職業に貴賤はありません。世俗社会における立場は教会の中に持ち込むことはできません。社長と社員、上司と部下といった関係は教会の中では承認することができません。私たちの教会では先輩と後輩の関係をも承認しません。神の前には同距離のはずであるからです。
ただ、先の者があとになり、あとの者が先になることが多いのです。(マタイ19:30)
初代教会においては奴隷が講壇から会衆席にいる自分の主人に向って説教を語ることがありました。教会においては世俗における立場は通用しないのです。ただしこのようなことはよほどひとりひとりが意識していないと、あるいは努力をし続けないとなしくずしに、この世俗の価値観に負けてしまいます。そのときには教会は世俗の団体となんら変わらないものとなります。そのようなことにならないためにも地道に丁寧にしっかりと礼拝をささげることです。たとえば祈りがそのプログラムの中にあります。祈りによって私たちはますます聖められます。インドの聖者と呼ばれるサンダーシングはあるときこのような疑問に悩みました。「私たち人間の祈りは貪欲に満ちている。それを聖いお方である神がどうしてお聞きになることがおできになるのだろうか」。海辺に座っていた彼の中に閃きがありました。「海面から水蒸気が上がって行く。塩ッ辛い海の水は真水に変えられる。神は私たちの祈りから汚れた部分を洗い流し、聖い部分のみ引き上げ、祝福の雨を降らせてくださる」。礼拝の中で私たちはいよいよ聖められ、世俗の世界観を克服することが出来ます。
性別
妻たちよ。主にある者にふさわしく、夫に従いなさい。夫たちよ。妻を愛しなさい。つらく当たってはいけません。(3:18,19)

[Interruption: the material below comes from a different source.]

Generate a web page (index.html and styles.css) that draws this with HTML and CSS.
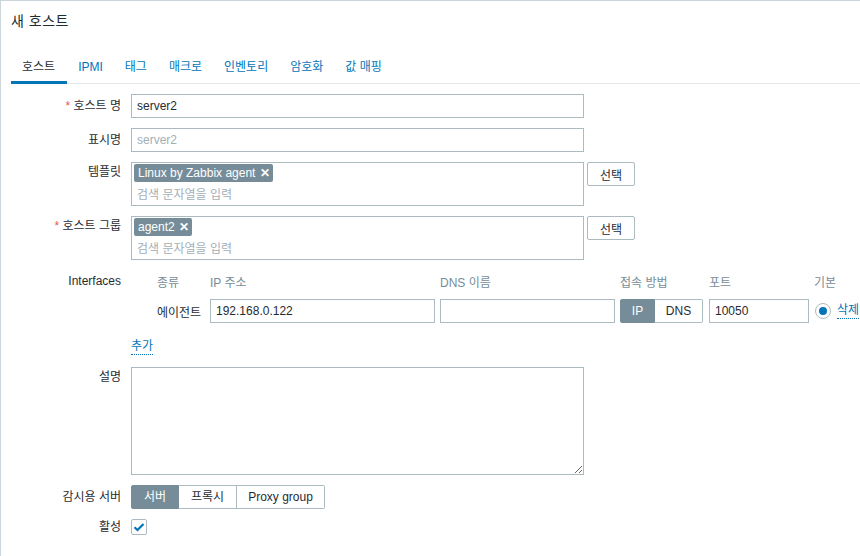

どんなに頑張っても男性は子どもを産むことはできません。しかし女性は一般に男性よりも体力的に劣ります。これらは特性であって優劣ではありません。これも一般論ですが、どちらかと言うと男性は理性的で、女性は情緒的です。社会の雰囲気は情緒的である女性が作ってくれます。あたたかい雰囲気、明るい雰囲気など。欠点は感情的になりやすいこと。一方男性の役割は社会に枠を用意すること。この枠が成員に安心感を与えてくれます。欠点は融通がきかないことなどです。共に長所を生かし、短所を補うことです。互いに補完関係にあります。車を例に言えば、ハンドルとワイパー、アクセルとブレーキ。どちらが欠けても困難が生じます。男性と女性は互いに尊敬をすべきです。お互いに次の聖句を口に出して言うべきです。

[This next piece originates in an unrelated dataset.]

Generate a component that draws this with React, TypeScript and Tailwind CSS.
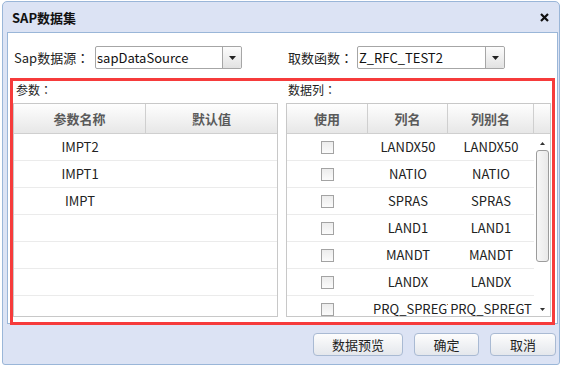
import React from 'react';

const leftRows = ['IMPT2', 'IMPT1', 'IMPT', '', '', '', ''];
const rightRows = ['LANDX50', 'NATIO', 'SPRAS', 'LAND1', 'MANDT', 'LANDX', 'PRQ_SPREGT'];

// full-width colon centred in its box, like the original's UI font
const Colon: React.FC = () => <span className="font-['Noto_Sans_CJK_TC',sans-serif]">：</span>;

const Arrow: React.FC = () => (
  <svg width="7" height="4" viewBox="0 0 7 4">
    <path d="M0 0h7L3.5 4z" fill="#222" />
  </svg>
);

const Select: React.FC<{ value: string; width: string }> = ({ value, width }) => (
  <div className={`flex h-[23px] ${width} border border-[#a6a6a6] rounded-[2px] bg-white`}>
    <div className="flex-1 flex items-center pl-[1px] text-[13px] text-[#111] leading-none">{value}</div>
    <div className="w-[19px] flex items-center justify-center border-l border-[#a6a6a6] bg-linear-to-b from-[#fcfcfc] to-[#e2e2e2] rounded-r-[2px]">
      <Arrow />
    </div>
  </div>
);

const Checkbox: React.FC = () => (
  <div className="w-[13px] h-[13px] border border-[#a3a3a3] bg-linear-to-b from-[#ececec] to-[#fbfbfb]" />
);

const HeaderCell: React.FC<{ w: string; last?: boolean; children?: React.ReactNode }> = ({ w, last, children }) => (
  <div className={`${w} h-full flex items-center justify-center ${last ? '' : 'border-r border-[#cfcfcf]'}`}>
    {children}
  </div>
);

const Button: React.FC<{ w: string; children: React.ReactNode }> = ({ w, children }) => (
  <button className={`${w} h-[23px] rounded-[4px] border border-[#a9bad3] bg-linear-to-b from-[#fdfdfd] to-[#e4e7ec] text-[13px] text-[#222] leading-none flex items-center justify-center`}>
    {children}
  </button>
);

const App: React.FC = () => {
  return (
    <div className="w-[564px] h-[367px] bg-white pt-px pl-[2px] font-['Noto_Sans_CJK_SC','Noto_Sans',sans-serif] text-[#222] overflow-hidden">
      <div className="w-[558px] h-[364px] bg-[#dce3f4] border border-[#9ab6d8] rounded-t-[5px] rounded-b-[3px] flex flex-col">
        {/* title bar */}
        <div className="h-[30px] flex items-center justify-between pl-[9px] pr-[10px]">
          <span className="text-[13px] font-bold leading-none text-[#111]">SAP数据集</span>
          <svg width="9" height="9" viewBox="0 0 9 9">
            <path d="M1 1l7 7M8 1L1 8" stroke="#111" strokeWidth="2.2" />
          </svg>
        </div>

        {/* body */}
        <div className="relative ml-[4px] w-[551px] h-[292px] bg-white border border-[#9ab6d8]">
          <div className="flex items-center pt-[13px] pl-[6px] text-[13px] leading-none">
            <span className="w-[81px]">Sap数据源<Colon /></span>
            <Select value="sapDataSource" width="w-[147px]" />
            <span className="ml-[46px] w-[69px]">取数函数<Colon /></span>
            <Select value="Z_RFC_TEST2" width="w-[148px]" />
          </div>

          <div className="flex gap-[8px] pl-[5px] pt-[14px]">
            {/* params */}
            <div className="w-[265px]">
              <div className="h-[20px] pl-[3px] text-[12px] leading-[14px]">参数<Colon /></div>
              <div className="h-[214px] border border-[#c8c8c8] overflow-hidden">
                <div className="h-[30px] flex border-b border-[#cfcfcf] bg-linear-to-b from-[#fefefe] to-[#e7e7e7] text-[13px] font-bold text-[#5a5a5a]">
                  <HeaderCell w="w-[132px]">参数名称</HeaderCell>
                  <HeaderCell w="flex-1" last>默认值</HeaderCell>
                </div>
                {leftRows.map((r, i) => (
                  <div key={i} className="h-[27px] flex border-b border-[#ebebeb] text-[13px] text-[#222]">
                    <div className="w-[132px] flex items-center justify-center">{r}</div>
                    <div className="flex-1" />
                  </div>
                ))}
              </div>
            </div>

            {/* columns */}
            <div className="w-[265px]">
              <div className="h-[20px] pl-[2px] text-[12px] leading-[14px]">数据列<Colon /></div>
              <div className="h-[214px] border border-[#c8c8c8] overflow-hidden">
                <div className="h-[30px] flex border-b border-[#cfcfcf] bg-linear-to-b from-[#fefefe] to-[#e7e7e7] text-[13px] font-bold text-[#5a5a5a]">
                  <HeaderCell w="w-[81px]">使用</HeaderCell>
                  <HeaderCell w="w-[80px]">列名</HeaderCell>
                  <HeaderCell w="w-[86px]">列别名</HeaderCell>
                  <HeaderCell w="flex-1" last />
                </div>
                <div className="flex">
                  <div className="w-[247px]">
                    {rightRows.map((r) => (
                      <div key={r} className="h-[27px] flex border-b border-[#ebebeb] text-[13px] text-[#222] leading-[26px]">
                        <div className="w-[81px] flex items-center justify-center">
                          <Checkbox />
                        </div>
                        <div className="w-[80px] px-[5px] text-center whitespace-nowrap overflow-hidden">{r}</div>
                        <div className="w-[86px] text-center whitespace-nowrap overflow-hidden">{r}</div>
                      </div>
                    ))}
                  </div>
                  {/* scrollbar */}
                  <div className="flex-1 h-[182px] flex flex-col items-center pt-[8px]">
                    <svg width="5" height="3" viewBox="0 0 5 3">
                      <path d="M0 3h5L2.5 0z" fill="#333" />
                    </svg>
                    <div className="mt-[5px] w-[13px] h-[112px] rounded-[3px] border border-[#9c9c9c] bg-linear-to-r from-[#f7f7f7] to-[#e9e9e9]" />
                    <div className="flex-1" />
                    <svg width="5" height="3" viewBox="0 0 5 3" className="mb-[5px]">
                      <path d="M0 0h5L2.5 3z" fill="#333" />
                    </svg>
                  </div>
                </div>
              </div>
            </div>
          </div>

          {/* red highlight annotation */}
          <div className="absolute left-[2px] top-[45px] w-[545px] h-[247px] border-[3px] border-[#f63b3b] pointer-events-none" />
        </div>

        {/* footer buttons */}
        <div className="flex justify-end gap-[11px] pt-[9px] pr-[3px]">
          <Button w="w-[90px]">数据预览</Button>
          <Button w="w-[65px]">确定</Button>
          <Button w="w-[66px]">取消</Button>
        </div>
      </div>
    </div>
  );
};

export default App;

わたし(神)の目には、あなたは高価で尊い。(イザヤ43:4)
さて、私たちは互いに尊敬をすることが大切なのですが、これは理想的な教会を作るためという全体のテーマの条件でもあります。それにはどうしても愛が必要です。あなたには、私は十分愛されているという意識がありますか。この意識がしっかりと備わっていると、他者を尊敬することができるし、そのような人が多く集まると理想に近い教会と言うことができます。最後に一つのお話をして終りましょう。

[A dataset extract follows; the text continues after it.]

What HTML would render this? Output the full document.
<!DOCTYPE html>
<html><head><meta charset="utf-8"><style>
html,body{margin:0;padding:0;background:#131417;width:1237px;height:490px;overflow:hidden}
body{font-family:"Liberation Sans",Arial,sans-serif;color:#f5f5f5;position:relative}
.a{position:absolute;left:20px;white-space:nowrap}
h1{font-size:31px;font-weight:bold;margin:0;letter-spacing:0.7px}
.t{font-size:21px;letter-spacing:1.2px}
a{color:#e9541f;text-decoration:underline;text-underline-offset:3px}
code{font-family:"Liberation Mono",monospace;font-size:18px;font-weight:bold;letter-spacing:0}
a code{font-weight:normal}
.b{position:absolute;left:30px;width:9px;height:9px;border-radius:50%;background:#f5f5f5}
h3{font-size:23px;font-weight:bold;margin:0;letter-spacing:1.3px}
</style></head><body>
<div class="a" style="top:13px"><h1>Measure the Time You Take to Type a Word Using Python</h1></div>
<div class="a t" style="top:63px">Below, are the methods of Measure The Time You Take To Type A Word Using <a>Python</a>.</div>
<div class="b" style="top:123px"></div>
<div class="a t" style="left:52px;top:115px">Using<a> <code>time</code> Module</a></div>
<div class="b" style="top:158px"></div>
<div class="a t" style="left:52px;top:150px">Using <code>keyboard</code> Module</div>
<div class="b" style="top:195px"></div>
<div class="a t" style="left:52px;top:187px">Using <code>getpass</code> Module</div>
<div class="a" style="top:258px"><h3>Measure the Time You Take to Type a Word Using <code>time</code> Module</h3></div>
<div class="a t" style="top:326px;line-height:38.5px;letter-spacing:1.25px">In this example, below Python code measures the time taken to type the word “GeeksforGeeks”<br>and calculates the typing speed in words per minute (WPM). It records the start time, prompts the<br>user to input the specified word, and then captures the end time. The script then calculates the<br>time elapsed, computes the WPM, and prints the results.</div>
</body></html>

いたずらっ子がいました。お父さんはついに堪忍袋の緒がきれて、「お前が一つ悪いことをするとこの壁に釘を一本打つ」と言いました。翌日から一本ずつ、着実に、打たれる釘の数は増えて行きました。やがてそれを見て少年は辛い思いになって行きました。ある日こう言いました。「お父さん、ぼくが良いことをしたら、一本ずつ釘を抜いてもいい?」「いいよ」。こうして良いことを始めて、ついにすべての釘を抜くことに成功しました。でも少年はその壁を見て悲しくなりました。釘の跡が残っていたからです。それに気づいたお父さんはひとつひとつの釘跡を丁寧に埋めてくれました。少年はお父さんの愛情を強く感じたのです。とても良い子に変わりました。愛は人が人を尊敬して行こうとするためには不可欠なものです。こうして理想の教会は本物の愛を持ち、そのゆえにそこに集まる人々は互いに愛しあっているのです。